|Some libertarians will cheer the fact that the House is effectively on pause until these leadership decisions get sorted out. But the stopgap funding bill runs out roughly a month from now, and this distraction makes it more likely that legislators will again pass an omnibus at the last possible minute—if they manage to meet their deadline at all. Bear in mind that government shutdowns don’t actually really save much money, and—frustratingly—don’t even really shut down much of the government. So it’s not clear that this gridlock would help on those fronts.
Meanwhile, “the yields on U.S. Treasury bonds are now hitting levels not seen in decades,” writes Reason‘s Eric Boehm, and “much of the U.S. government’s debt is tied up in short-term bonds which periodically ‘roll over’ into new bonds with updated interest rates. As a result, higher interest rates mean higher interest payments—and those funds come directly out of the federal budget, leaving less revenue for everything else the government might aspire to do.”
In a better Washington, with a less “poisonous atmosphere,” the impending debt crisis would be considered a gigantic problem. In the one we have, it’s unlikely to be fixed. Let’s hope the next speaker of the House sees it as a priority.
Sam Bankman-Fried goes to trial: The trial of former FTX crypto exchange boss Sam Bankman-Fried started yesterday. Bankman-Fried faces seven criminal counts, including money laundering, securities fraud, and wire fraud; the trial is expected to last roughly six weeks. Prosecutors are arguing, in The New York Times‘ words, that Bankman-Fried “effectively looted billions of dollars in customer money to buy lavish properties, donate to political campaigns and invest in other companies.”
One key component of the case will be Bankman-Fried’s intentions—whether he was deliberately defrauding those he worked with or whether he acted “in good faith,” as his lawyer claims.
No more right-to-shelter rule in NYC? Mayor Eric Adams has asked a judge to let him suspend New York City’s right-to-shelter mandate (also called the Callahan consent decree) under an influx of migrants. Adams is arguing that the spike in migrants expecting public services constitutes an emergency, which warrants suspending the policy.
“With more than 122,700 asylum seekers having come through our intake system since the spring of 2022, and projected costs of over $12 billion for three years, it is abundantly clear that the status quo cannot continue,” Adams declared in a statement.
“With approximately 10,000 asylum seekers still arriving each month, the city estimates this mounting crisis will cost taxpayers $12 billion over three fiscal years—an amount that will continue to grow without federal and state intervention and support,” Adams argued last month. “Because the city has been forced to bear most costs of the asylum seeker humanitarian crisis at a time when revenue growth is slowing and COVID-19 stimulus funding is sunsetting, the city faces substantial fiscal disruption if circumstances do not change.”
This was predictable.

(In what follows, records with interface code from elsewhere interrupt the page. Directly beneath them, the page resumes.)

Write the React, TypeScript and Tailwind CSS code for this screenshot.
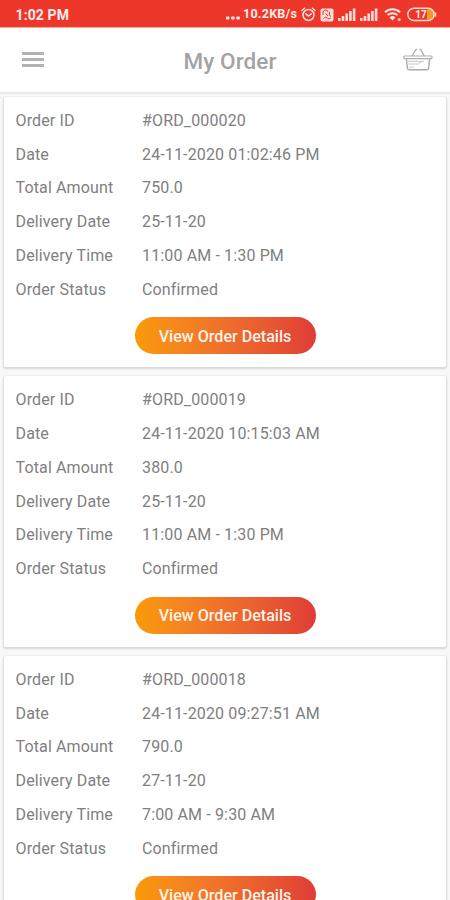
interface IOrder {
    id: string;
    date: string;
    amount: string;
    deliveryDate: string;
    deliveryTime: string;
    status: string;
}

const orders: IOrder[] = [
    {
        id: '#ORD_000020',
        date: '24-11-2020 01:02:46 PM',
        amount: '750.0',
        deliveryDate: '25-11-20',
        deliveryTime: '11:00 AM - 1:30 PM',
        status: 'Confirmed',
    },
    {
        id: '#ORD_000019',
        date: '24-11-2020 10:15:03 AM',
        amount: '380.0',
        deliveryDate: '25-11-20',
        deliveryTime: '11:00 AM - 1:30 PM',
        status: 'Confirmed',
    },
    {
        id: '#ORD_000018',
        date: '24-11-2020 09:27:51 AM',
        amount: '790.0',
        deliveryDate: '27-11-20',
        deliveryTime: '7:00 AM - 9:30 AM',
        status: 'Confirmed',
    },
];

const SignalIcon = () => (
    <svg width="18" height="13" viewBox="0 0 18 13" fill="#ffdcd8">
        <rect x="0" y="10" width="2.6" height="3" />
        <rect x="3.7" y="8" width="2.6" height="5" />
        <rect x="7.4" y="5.5" width="2.6" height="7.5" />
        <rect x="11.1" y="3" width="2.6" height="10" />
        <rect x="14.8" y="0.5" width="2.6" height="12.5" />
    </svg>
);

const StatusBar = () => (
    <div className="flex h-[28px] shrink-0 items-center border-b border-[#f7a8a1] bg-[#ee372b] pt-[2px] pl-[15.5px] text-[#ffece9]">
        <span className="w-[209.5px] text-[14px] leading-none font-bold tracking-[0.1px]">1:02 PM</span>
        <svg className="mt-[6px] mr-[2px]" width="16" height="4" viewBox="0 0 16 4" fill="#ffece9">
            <rect x="1" y="0.5" width="3.4" height="3" rx="0.8" />
            <rect x="6.2" y="0.5" width="3.4" height="3" rx="0.8" />
            <rect x="11.4" y="0.5" width="3.4" height="3" rx="0.8" />
        </svg>
        <span className="w-[58px] text-[12.5px] leading-none font-bold tracking-[0.25px] whitespace-nowrap">10.2KB/s</span>
        {/* Alarm */}
        <svg width="15" height="15" viewBox="0 0 15 15" fill="none" stroke="#ffdcd8" strokeWidth="1.5" strokeLinecap="round">
            <circle cx="7.5" cy="8" r="5.5" />
            <path d="M0.9 3.5 3.6 1.2M14.1 3.5 11.4 1.2M4.8 6.8 7.5 9 10.2 6.8" />
        </svg>
        {/* VoLTE */}
        <svg className="ml-[4px]" width="14" height="14" viewBox="0 0 14 14" fill="none">
            <rect x="0.5" y="0.5" width="13" height="13" rx="2" fill="#ffdcd8" />
            <path d="M3 7V5a2.5 2.5 0 0 1 5-1M5.5 5.5 8 8M9.5 4v3.5l1.5 1M3.5 10.5q1.8-2.4 3.6-0.6t3.6 0.4" stroke="#ee372b" strokeWidth="1" />
        </svg>
        <div className="ml-[4px] flex gap-[4px]">
            <SignalIcon />
            <SignalIcon />
        </div>
        {/* Wifi */}
        <svg className="ml-[6px]" width="18" height="15" viewBox="0 0 18 15" fill="none" stroke="#ffe3df" strokeWidth="2">
            <path d="M1 5.2a11 11 0 0 1 15 0M3.6 8.1a7.2 7.2 0 0 1 9.8 0" />
            <path d="M8.5 13.5 5.6 10.4a4.3 4.3 0 0 1 5.8 0z" fill="#ffe3df" stroke="none" />
            <circle cx="15.2" cy="12.6" r="1.6" fill="#ffb9b2" stroke="none" />
        </svg>
        {/* Battery */}
        <svg className="ml-[5px]" width="30" height="15" viewBox="0 0 30 15">
            <path d="M20 2.2h2.5a5.3 5.3 0 0 1 0 10.6H20z" fill="#f79a20" />
            <rect x="0.8" y="1.3" width="26.4" height="12.2" rx="6.1" fill="none" stroke="#ffdcd8" strokeWidth="1.4" />
            <path d="M28.6 5.5v4" stroke="#ffdcd8" strokeWidth="1.3" />
            <text x="14" y="11.2" textAnchor="middle" fontSize="10" fontWeight="700" fill="#ffece9">17</text>
        </svg>
    </div>
);

const Header = () => (
    <header className="grid h-[64px] shrink-0 grid-cols-[60px_1fr_60px] items-center bg-white">
        <div className="-mt-px ml-[21.5px] flex w-[22px] flex-col gap-[3px]">
            <span className="h-[3px] bg-[#b2b2b2]" />
            <span className="h-[3px] bg-[#b2b2b2]" />
            <span className="h-[3px] bg-[#b2b2b2]" />
        </div>
        <h1 className="pt-[3px] pl-[10px] text-center text-[22.5px] leading-none font-medium tracking-[0.1px] text-[#a3a3a3]">My Order</h1>
        {/* Basket */}
        <svg className="ml-[13px]" width="30" height="24" viewBox="0 0 30 24" fill="none" stroke="#ababab">
            <path d="M9 8l3.6-6 1.6-1M21.2 8l-3.2-6-1.4-1" strokeWidth="1.3" />
            <rect x="0.7" y="8" width="28.4" height="2.6" rx="1" strokeWidth="1.2" />
            <path d="M3.4 11l1 9.2q0.2 1.6 1.6 1.6h18q1.4 0 1.6-1.6l1-9.2" strokeWidth="1.4" />
            <path d="M5 13.4h16M5.2 16h10l3.5-2.6M6 19.2h5" strokeWidth="0.9" stroke="#bdbdbd" />
        </svg>
    </header>
);

const OrderCard = ({ order }: { order: IOrder }) => {
    const rows = [
        { label: 'Order ID', value: order.id },
        { label: 'Date', value: order.date },
        { label: 'Total Amount', value: order.amount },
        { label: 'Delivery Date', value: order.deliveryDate },
        { label: 'Delivery Time', value: order.deliveryTime },
        { label: 'Order Status', value: order.status },
    ];

    return (
        <div className="h-[270.5px] shrink-0 rounded-[2px] bg-white px-[11.5px] pt-[7.5px] shadow-[0_1px_2px_1px_rgba(0,0,0,0.13)]">
            {rows.map((row) => (
                <div key={row.label} className="flex h-[33.75px] items-center text-[16px] tracking-[0.14px] text-[#808080]">
                    <span className="w-[126.5px]">{row.label}</span>
                    <span>{row.value}</span>
                </div>
            ))}
            <button className="mx-auto mt-[10.5px] block h-[37px] w-[181px] rounded-full bg-linear-to-r from-[#fb9a04] to-[#df3c36] pt-[3px] text-[16.1px] font-medium text-[#fff3ea]">
                View Order Details
            </button>
        </div>
    );
};

const App = () => {
    return (
        <div className="flex h-[900px] w-[450px] flex-col overflow-hidden bg-[#f8f8f8] font-[Roboto,sans-serif]">
            <StatusBar />
            <Header />
            <main className="flex flex-col gap-[9px] border-t-2 border-[#e9e9e9] px-[4px] pt-[2.5px]">
                {orders.map((order) => (
                    <OrderCard key={order.id} order={order} />
                ))}
            </main>
        </div>
    );
};

export default App;
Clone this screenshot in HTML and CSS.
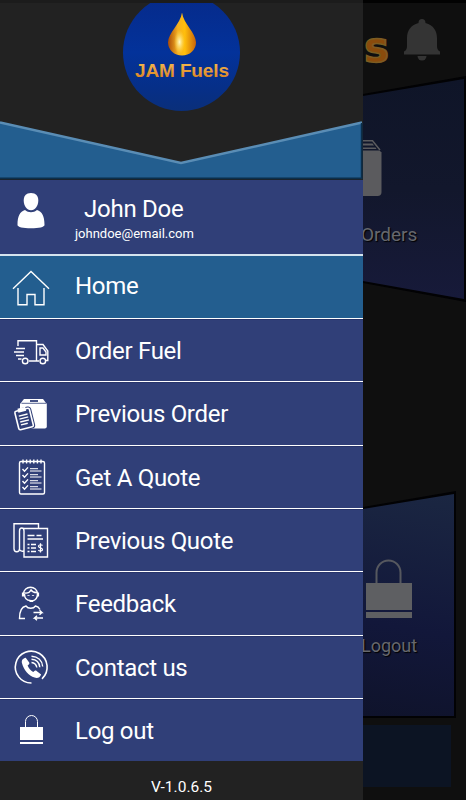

New York City actually achieved a balanced budget in fiscal year 2024 (due mostly to better-than-projected revenue), but it expects a $5.1 billion budget shortfall by fiscal year 2025. It’s essential for the city to keep its finances under control. Expedited work authorization for asylum seekers who have come to the city would be one way out of this mess; Adams started prioritizing this in mid-September, and Gov. Kathy Hochul has announced a similar initiative within the last few days. Still, that’s mostly in the hands of federal immigration authorities, who ought to be more permissive in letting people work. The best way out of this is to move migrants away from dependence on social services and toward gainful employment.